50 million published scholarly articles exist. There are plenty of new problems emerging in every discipline every year and no doubt some data published previously might be useful in solving them. What is more, no one can search these articles manually. Following all publications from one, narrow field is usually enough work for one scientist, and some data, which might be useful for him or her, could be published by researchers from other fields. Some fields are so crowded that data mining could by useful to simply recapitulate the most common conclusions (by so called “vote counting”) and to mark the differences in published articles. You can also perform meta-analysis to verify theories on huge amounts of empirical data.
Content mining offers the possibility of a new revolution. The report from the Expert Group of European Commission claims that:
There is growing recognition that we are at the threshold of the mass automation of service industries (automation of thinking) comparable with the robotic automation of manufacturing production lines (automation of muscle) in an earlier era. TDM will be widely used to provide insights in the re-design of this digital services economy.

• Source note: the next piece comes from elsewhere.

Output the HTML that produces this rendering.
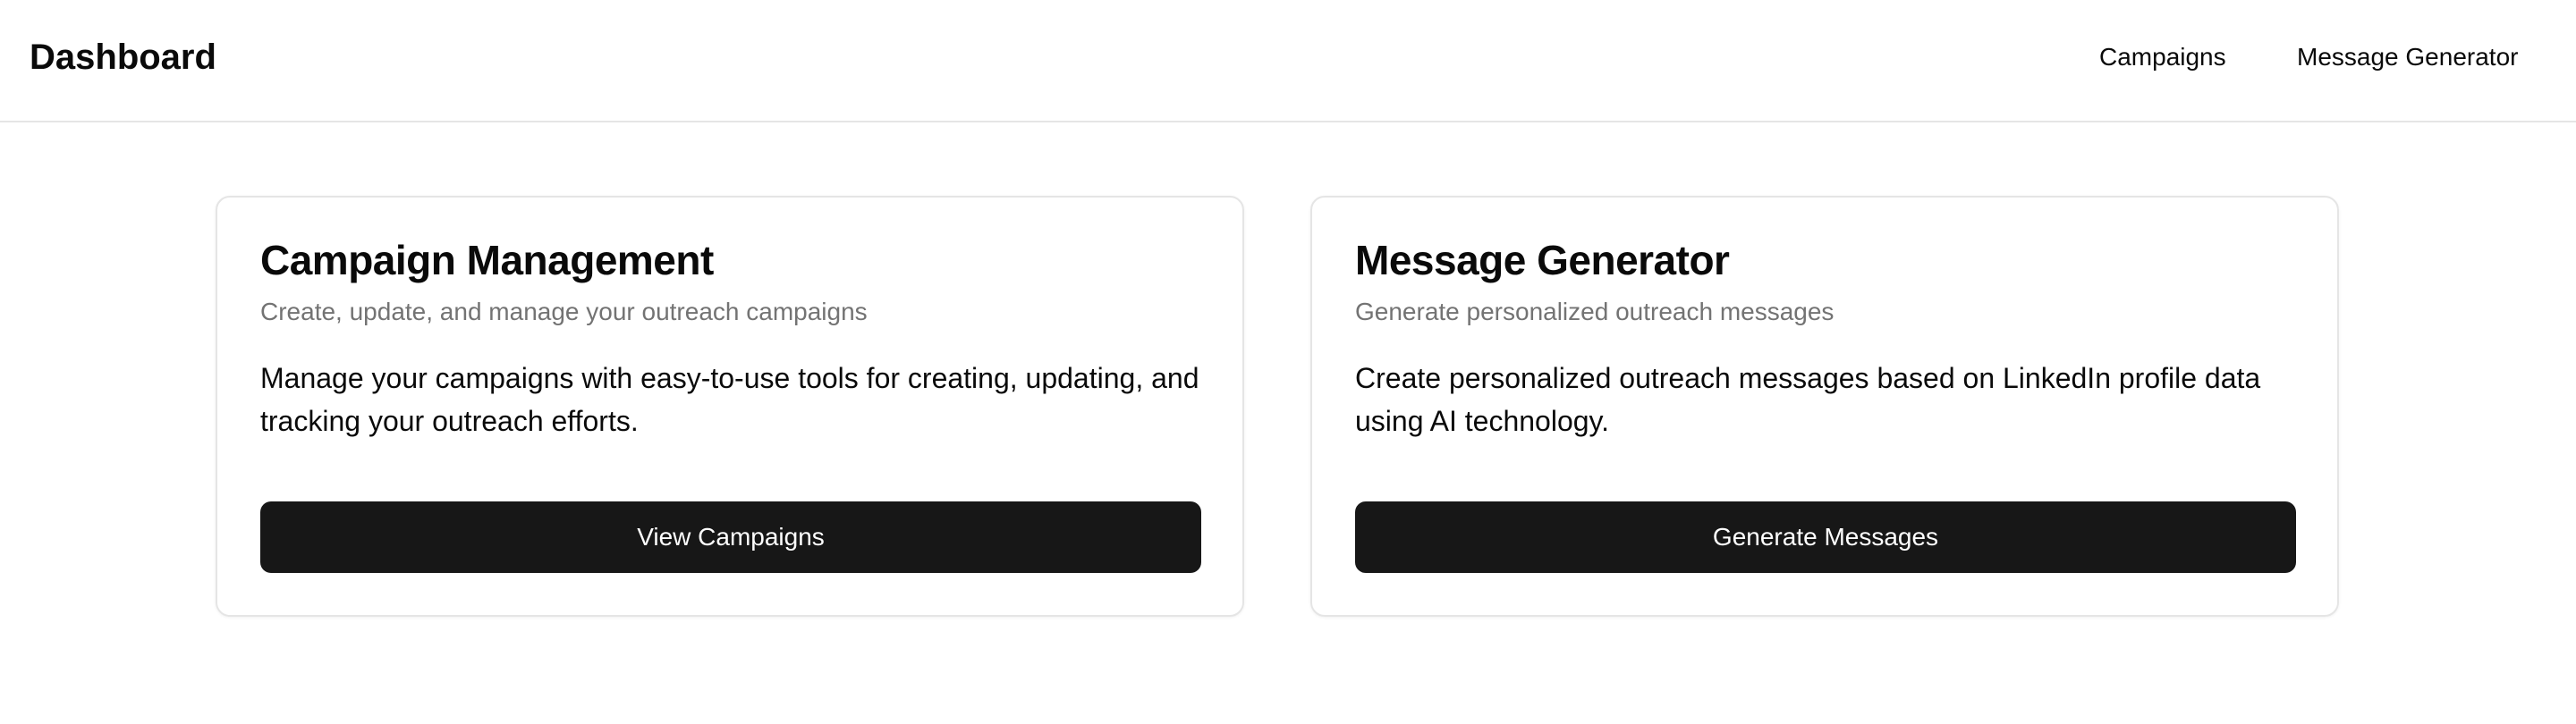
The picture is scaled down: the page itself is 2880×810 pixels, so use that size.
<!DOCTYPE html>
<html><head><style>
*{margin:0;padding:0;box-sizing:border-box}
body{width:2880px;height:810px;background:#fff;font-family:"Liberation Sans",Arial,sans-serif;color:#0a0a0a;position:relative;overflow:hidden}
.hdr{position:absolute;left:0;top:0;width:2880px;height:137px;border-bottom:2px solid #e5e5e5}
.logo{position:absolute;left:33px;top:40px;font-size:40px;font-weight:bold;line-height:48px}
.nav{position:absolute;top:46px;font-size:28px;line-height:36px}
.card{position:absolute;top:219px;width:1150px;height:471px;border:2px solid #e5e5e5;border-radius:16px;box-shadow:0 1px 3px rgba(0,0,0,0.06)}
.t{position:absolute;left:48px;top:40px;font-size:46px;font-weight:bold;line-height:60px;letter-spacing:-0.5px}
.s{position:absolute;left:48px;top:110px;font-size:28px;line-height:36px;color:#737373}
.b{position:absolute;left:48px;top:178px;width:1060px;font-size:32px;line-height:48px}
.btn{position:absolute;left:48px;top:340px;width:1052px;height:80px;background:#171717;border-radius:12px;color:#fff;font-size:28px;text-align:center;line-height:80px}
</style></head><body>
<div class="hdr">
<div class="logo">Dashboard</div>
<div class="nav" style="left:2347px">Campaigns</div>
<div class="nav" style="left:2568px">Message Generator</div>
</div>
<div class="card" style="left:241px">
<div class="t">Campaign Management</div>
<div class="s">Create, update, and manage your outreach campaigns</div>
<div class="b">Manage your campaigns with easy-to-use tools for creating, updating, and tracking your outreach efforts.</div>
<div class="btn">View Campaigns</div>
</div>
<div class="card" style="left:1465px">
<div class="t">Message Generator</div>
<div class="s">Generate personalized outreach messages</div>
<div class="b">Create personalized outreach messages based on LinkedIn profile data using AI technology.</div>
<div class="btn">Generate Messages</div>
</div>
</body></html>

There is however one problem with TDM. It is seen as the creation of derivate work, so in fact it can be treated as a violation of copyright. Although, at the moment scientific TDM is allowed in the United States for every single piece of content, regardless of licensing because it is seen as fair use. Similar regulation exists in a few other countries. Starting from June 1, 2014, it is legal in the United Kingdom to mine every piece of content without additional permission, but only for non-commercial purposes. In a huge number of other countries (including the majority of EU ones) there are no additional regulations on content mining and it is treated as a creation of derivate work. To mine works that are licensed under a Creative Commons No Derivatives License, or under regular copyright, you need permission from the copyright holder (an author or a publisher, depending on the contract between them). If you would like to mine a big database containing the works of thousands of authors and several publishers it could be very complicated.
The good news is that the European Commission is under growing pressure to solve this problem. The report that I mentioned above was published this spring and it recommends the creation of helpful regulations on data mining to preserve a competitive position of European science. Probably legal barriers for content mining will be soon abolished in major parts of the world. I recommend you to prepare for this moment and to start learning what and how to mine.